Discours du pape François au Conseil de
l'Europe le 25 novembre 2014 (texte intégral).
“
Monsieur le Secrétaire Général,
Madame la
Présidente,
Excellences, Mesdames et Messieurs,
Je suis heureux de pouvoir prendre la
parole en cette Assemblée qui voit réunie une représentation significative de
l’Assemblée Parlementaire du Conseil de l’Europe, les Représentants des pays
membres, les Juges de la Cour Européenne des Droits de l’Homme, et aussi les
diverses Institutions qui composent le Conseil de l’Europe.
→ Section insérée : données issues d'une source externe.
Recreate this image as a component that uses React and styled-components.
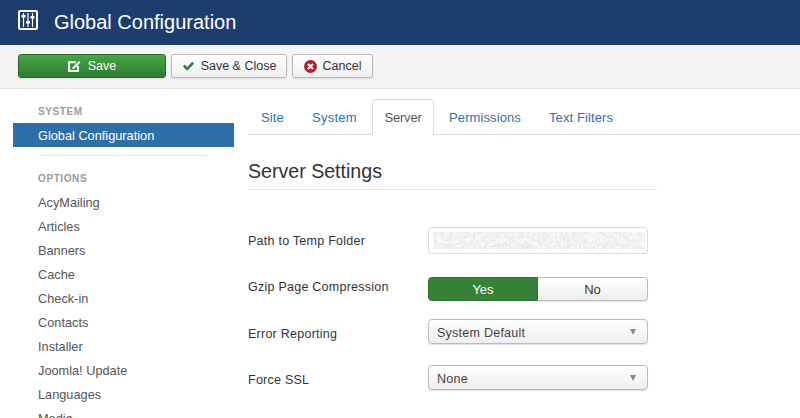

De fait, presque
toute l’Europe est présente en cette enceinte, avec ses peuples, ses langues,
ses expressions culturelles et religieuses, qui constituent la richesse de ce
continent. Je suis particulièrement reconnaissant au Secrétaire général du
Conseil de l’Europe, Monsieur Thorbjørn Jagland, pour la courtoise invitation
et pour les aimables paroles de bienvenue qu’il m’a adressées. Je salue Madame
Anne Brasseur, Présidente de l’Assemblée parlementaire, ainsi que les
représentants des diverses institutions qui composent le Conseil de l’Europe.
Je vous remercie tous de tout cœur pour l’engagement que vous prodiguez et pour
la contribution que vous offrez à la paix en Europe, par la promotion de la
démocratie, des droits humains et de l’État de droit.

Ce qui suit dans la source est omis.